YOUR GOAL: Copy the listing verbatim, excluding any images found in it.

DATA:

-----

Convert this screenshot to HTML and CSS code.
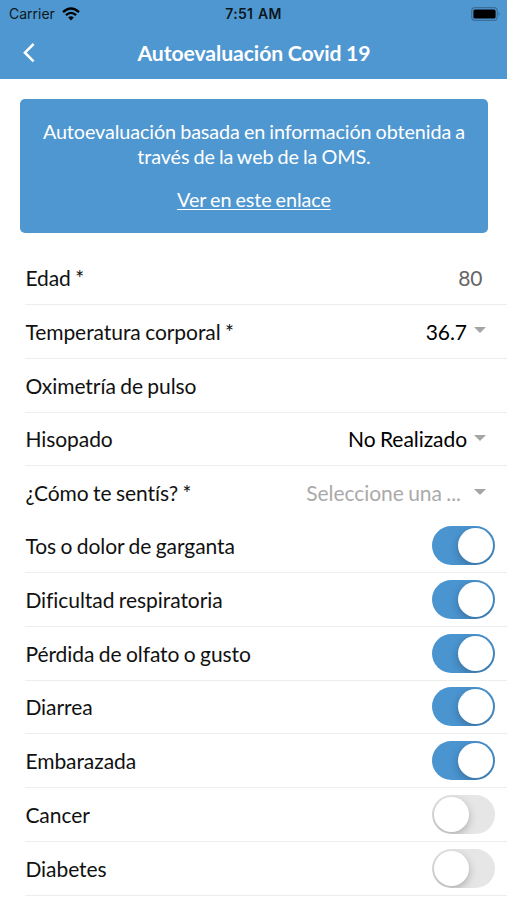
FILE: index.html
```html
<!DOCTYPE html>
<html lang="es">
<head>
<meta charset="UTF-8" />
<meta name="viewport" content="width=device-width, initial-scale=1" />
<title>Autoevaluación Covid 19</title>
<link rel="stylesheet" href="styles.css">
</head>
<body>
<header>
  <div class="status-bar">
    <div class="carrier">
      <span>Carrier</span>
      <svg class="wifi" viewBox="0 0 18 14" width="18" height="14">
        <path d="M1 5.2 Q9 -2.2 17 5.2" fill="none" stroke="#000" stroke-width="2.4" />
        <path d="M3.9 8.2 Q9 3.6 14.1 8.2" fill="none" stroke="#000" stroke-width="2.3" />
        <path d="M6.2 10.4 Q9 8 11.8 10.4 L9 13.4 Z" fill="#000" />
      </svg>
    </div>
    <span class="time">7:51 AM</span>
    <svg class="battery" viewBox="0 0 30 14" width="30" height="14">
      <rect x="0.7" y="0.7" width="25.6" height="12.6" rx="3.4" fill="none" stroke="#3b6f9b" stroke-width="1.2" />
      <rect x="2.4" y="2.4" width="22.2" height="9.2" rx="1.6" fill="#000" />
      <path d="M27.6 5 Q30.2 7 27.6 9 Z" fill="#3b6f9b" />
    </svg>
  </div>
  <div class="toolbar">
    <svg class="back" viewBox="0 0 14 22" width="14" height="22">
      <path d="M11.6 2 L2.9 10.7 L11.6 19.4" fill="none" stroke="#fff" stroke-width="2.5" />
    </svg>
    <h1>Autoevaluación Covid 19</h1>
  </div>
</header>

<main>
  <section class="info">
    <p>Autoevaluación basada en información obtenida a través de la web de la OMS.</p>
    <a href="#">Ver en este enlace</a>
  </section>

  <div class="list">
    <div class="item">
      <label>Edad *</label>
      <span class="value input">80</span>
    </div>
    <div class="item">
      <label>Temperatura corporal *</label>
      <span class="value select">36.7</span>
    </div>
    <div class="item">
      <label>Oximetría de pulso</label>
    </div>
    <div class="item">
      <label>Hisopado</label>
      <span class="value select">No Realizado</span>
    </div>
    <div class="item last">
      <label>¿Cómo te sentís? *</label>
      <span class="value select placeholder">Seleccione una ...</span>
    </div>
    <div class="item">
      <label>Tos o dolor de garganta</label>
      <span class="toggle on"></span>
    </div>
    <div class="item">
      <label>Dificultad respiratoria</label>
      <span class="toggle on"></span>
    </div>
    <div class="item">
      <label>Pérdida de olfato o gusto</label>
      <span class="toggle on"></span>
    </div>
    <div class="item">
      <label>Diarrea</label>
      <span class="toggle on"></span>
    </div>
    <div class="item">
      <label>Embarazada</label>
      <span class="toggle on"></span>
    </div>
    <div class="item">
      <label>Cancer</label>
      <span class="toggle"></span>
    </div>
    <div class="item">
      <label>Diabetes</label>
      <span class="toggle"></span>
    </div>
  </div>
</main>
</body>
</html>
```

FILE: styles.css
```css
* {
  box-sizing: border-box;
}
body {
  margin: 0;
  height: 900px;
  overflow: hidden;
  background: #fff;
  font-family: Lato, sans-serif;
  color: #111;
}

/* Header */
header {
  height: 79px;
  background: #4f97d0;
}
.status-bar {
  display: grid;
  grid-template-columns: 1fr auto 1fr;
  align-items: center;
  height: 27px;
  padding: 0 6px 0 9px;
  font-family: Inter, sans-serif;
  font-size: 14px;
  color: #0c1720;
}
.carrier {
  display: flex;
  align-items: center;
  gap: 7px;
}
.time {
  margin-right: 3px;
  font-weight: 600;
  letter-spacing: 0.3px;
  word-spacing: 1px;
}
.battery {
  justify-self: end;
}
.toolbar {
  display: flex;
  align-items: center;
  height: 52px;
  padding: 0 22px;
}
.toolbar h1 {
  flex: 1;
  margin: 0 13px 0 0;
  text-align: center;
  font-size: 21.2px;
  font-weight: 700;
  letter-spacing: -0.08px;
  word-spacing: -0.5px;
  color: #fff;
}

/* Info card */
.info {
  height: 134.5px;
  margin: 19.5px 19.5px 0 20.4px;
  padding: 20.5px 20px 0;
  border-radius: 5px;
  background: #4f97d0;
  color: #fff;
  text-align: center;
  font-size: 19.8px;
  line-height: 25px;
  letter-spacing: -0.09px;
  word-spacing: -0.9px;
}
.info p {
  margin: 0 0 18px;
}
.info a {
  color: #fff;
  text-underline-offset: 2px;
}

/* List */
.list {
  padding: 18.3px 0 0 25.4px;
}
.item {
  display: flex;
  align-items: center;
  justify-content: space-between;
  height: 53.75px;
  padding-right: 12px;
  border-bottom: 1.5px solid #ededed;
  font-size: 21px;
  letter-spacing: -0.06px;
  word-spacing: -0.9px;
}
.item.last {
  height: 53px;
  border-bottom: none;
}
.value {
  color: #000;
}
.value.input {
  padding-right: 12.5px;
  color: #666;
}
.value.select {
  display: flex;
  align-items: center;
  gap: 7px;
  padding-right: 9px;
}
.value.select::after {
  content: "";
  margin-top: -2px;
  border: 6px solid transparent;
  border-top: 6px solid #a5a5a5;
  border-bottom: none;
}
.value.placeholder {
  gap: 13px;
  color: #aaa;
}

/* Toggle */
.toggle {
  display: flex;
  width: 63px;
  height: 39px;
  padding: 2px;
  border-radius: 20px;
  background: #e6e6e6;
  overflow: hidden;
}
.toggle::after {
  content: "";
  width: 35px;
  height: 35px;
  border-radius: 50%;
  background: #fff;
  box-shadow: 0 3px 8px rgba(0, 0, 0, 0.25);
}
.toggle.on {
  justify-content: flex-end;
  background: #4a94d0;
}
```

-----

EXERCISE ANSWER:
Convert this screenshot to HTML and CSS code.
FILE: index.html
```html
<!DOCTYPE html>
<html lang="es">
<head>
<meta charset="UTF-8" />
<meta name="viewport" content="width=device-width, initial-scale=1" />
<title>Autoevaluación Covid 19</title>
<link rel="stylesheet" href="styles.css">
</head>
<body>
<header>
  <div class="status-bar">
    <div class="carrier">
      <span>Carrier</span>
      <svg class="wifi" viewBox="0 0 18 14" width="18" height="14">
        <path d="M1 5.2 Q9 -2.2 17 5.2" fill="none" stroke="#000" stroke-width="2.4" />
        <path d="M3.9 8.2 Q9 3.6 14.1 8.2" fill="none" stroke="#000" stroke-width="2.3" />
        <path d="M6.2 10.4 Q9 8 11.8 10.4 L9 13.4 Z" fill="#000" />
      </svg>
    </div>
    <span class="time">7:51 AM</span>
    <svg class="battery" viewBox="0 0 30 14" width="30" height="14">
      <rect x="0.7" y="0.7" width="25.6" height="12.6" rx="3.4" fill="none" stroke="#3b6f9b" stroke-width="1.2" />
      <rect x="2.4" y="2.4" width="22.2" height="9.2" rx="1.6" fill="#000" />
      <path d="M27.6 5 Q30.2 7 27.6 9 Z" fill="#3b6f9b" />
    </svg>
  </div>
  <div class="toolbar">
    <svg class="back" viewBox="0 0 14 22" width="14" height="22">
      <path d="M11.6 2 L2.9 10.7 L11.6 19.4" fill="none" stroke="#fff" stroke-width="2.5" />
    </svg>
    <h1>Autoevaluación Covid 19</h1>
  </div>
</header>

<main>
  <section class="info">
    <p>Autoevaluación basada en información obtenida a través de la web de la OMS.</p>
    <a href="#">Ver en este enlace</a>
  </section>

  <div class="list">
    <div class="item">
      <label>Edad *</label>
      <span class="value input">80</span>
    </div>
    <div class="item">
      <label>Temperatura corporal *</label>
      <span class="value select">36.7</span>
    </div>
    <div class="item">
      <label>Oximetría de pulso</label>
    </div>
    <div class="item">
      <label>Hisopado</label>
      <span class="value select">No Realizado</span>
    </div>
    <div class="item last">
      <label>¿Cómo te sentís? *</label>
      <span class="value select placeholder">Seleccione una ...</span>
    </div>
    <div class="item">
      <label>Tos o dolor de garganta</label>
      <span class="toggle on"></span>
    </div>
    <div class="item">
      <label>Dificultad respiratoria</label>
      <span class="toggle on"></span>
    </div>
    <div class="item">
      <label>Pérdida de olfato o gusto</label>
      <span class="toggle on"></span>
    </div>
    <div class="item">
      <label>Diarrea</label>
      <span class="toggle on"></span>
    </div>
    <div class="item">
      <label>Embarazada</label>
      <span class="toggle on"></span>
    </div>
    <div class="item">
      <label>Cancer</label>
      <span class="toggle"></span>
    </div>
    <div class="item">
      <label>Diabetes</label>
      <span class="toggle"></span>
    </div>
  </div>
</main>
</body>
</html>
```

FILE: styles.css
```css
* {
  box-sizing: border-box;
}
body {
  margin: 0;
  height: 900px;
  overflow: hidden;
  background: #fff;
  font-family: Lato, sans-serif;
  color: #111;
}

/* Header */
header {
  height: 79px;
  background: #4f97d0;
}
.status-bar {
  display: grid;
  grid-template-columns: 1fr auto 1fr;
  align-items: center;
  height: 27px;
  padding: 0 6px 0 9px;
  font-family: Inter, sans-serif;
  font-size: 14px;
  color: #0c1720;
}
.carrier {
  display: flex;
  align-items: center;
  gap: 7px;
}
.time {
  margin-right: 3px;
  font-weight: 600;
  letter-spacing: 0.3px;
  word-spacing: 1px;
}
.battery {
  justify-self: end;
}
.toolbar {
  display: flex;
  align-items: center;
  height: 52px;
  padding: 0 22px;
}
.toolbar h1 {
  flex: 1;
  margin: 0 13px 0 0;
  text-align: center;
  font-size: 21.2px;
  font-weight: 700;
  letter-spacing: -0.08px;
  word-spacing: -0.5px;
  color: #fff;
}

/* Info card */
.info {
  height: 134.5px;
  margin: 19.5px 19.5px 0 20.4px;
  padding: 20.5px 20px 0;
  border-radius: 5px;
  background: #4f97d0;
  color: #fff;
  text-align: center;
  font-size: 19.8px;
  line-height: 25px;
  letter-spacing: -0.09px;
  word-spacing: -0.9px;
}
.info p {
  margin: 0 0 18px;
}
.info a {
  color: #fff;
  text-underline-offset: 2px;
}

/* List */
.list {
  padding: 18.3px 0 0 25.4px;
}
.item {
  display: flex;
  align-items: center;
  justify-content: space-between;
  height: 53.75px;
  padding-right: 12px;
  border-bottom: 1.5px solid #ededed;
  font-size: 21px;
  letter-spacing: -0.06px;
  word-spacing: -0.9px;
}
.item.last {
  height: 53px;
  border-bottom: none;
}
.value {
  color: #000;
}
.value.input {
  padding-right: 12.5px;
  color: #666;
}
.value.select {
  display: flex;
  align-items: center;
  gap: 7px;
  padding-right: 9px;
}
.value.select::after {
  content: "";
  margin-top: -2px;
  border: 6px solid transparent;
  border-top: 6px solid #a5a5a5;
  border-bottom: none;
}
.value.placeholder {
  gap: 13px;
  color: #aaa;
}

/* Toggle */
.toggle {
  display: flex;
  width: 63px;
  height: 39px;
  padding: 2px;
  border-radius: 20px;
  background: #e6e6e6;
  overflow: hidden;
}
.toggle::after {
  content: "";
  width: 35px;
  height: 35px;
  border-radius: 50%;
  background: #fff;
  box-shadow: 0 3px 8px rgba(0, 0, 0, 0.25);
}
.toggle.on {
  justify-content: flex-end;
  background: #4a94d0;
}
```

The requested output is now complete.